= Carolyn Mendelsohn =

English portrait photographer

Carolyn Mendelsohn is an English portrait photographer.

==Life and work==
Mendelsohn originally trained and worked as an actor and film-maker, becoming a professional photographer in 2008.

In 2016 she won a gold medal in the Royal Photographic Society's International Photography Exhibition (IPE 159) for Alice Being Inbetween, part of her project "Being Inbetween" for which she is photographing girls aged 10 to 12; this portrait was also selected for the 2017 Portrait of Britain, being one of 100 photographs which were displayed on billboards nationwide. Her Maria, 10 from the same project is included in IPE 160. Each girl chooses her own clothes and pose.

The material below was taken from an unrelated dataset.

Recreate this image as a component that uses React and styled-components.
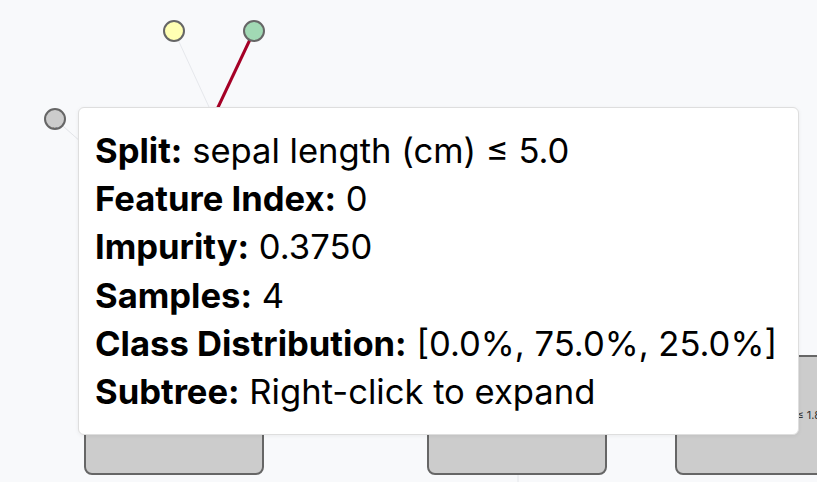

Mendelsohn says that girls of this age-group are "at a vulnerable stage and are often hidden within the cocoon of familial protection until they emerge as young women", and that "The series is a way of giving a voice and face to the girl I was and the girls who are; a way to explore the hidden complexity, duality and contradictions that mark this phase of life." In 2024 Mendelssohn received an RPS (The Royal Photographic Society) Award for Photography with Young People.

Mendelsohn is a Fellow of the Royal Photographic Society (awarded March 2026) and a Member of the Society of Wedding and Portrait Photographers.

She is based in Saltaire, West Yorkshire. She has three children.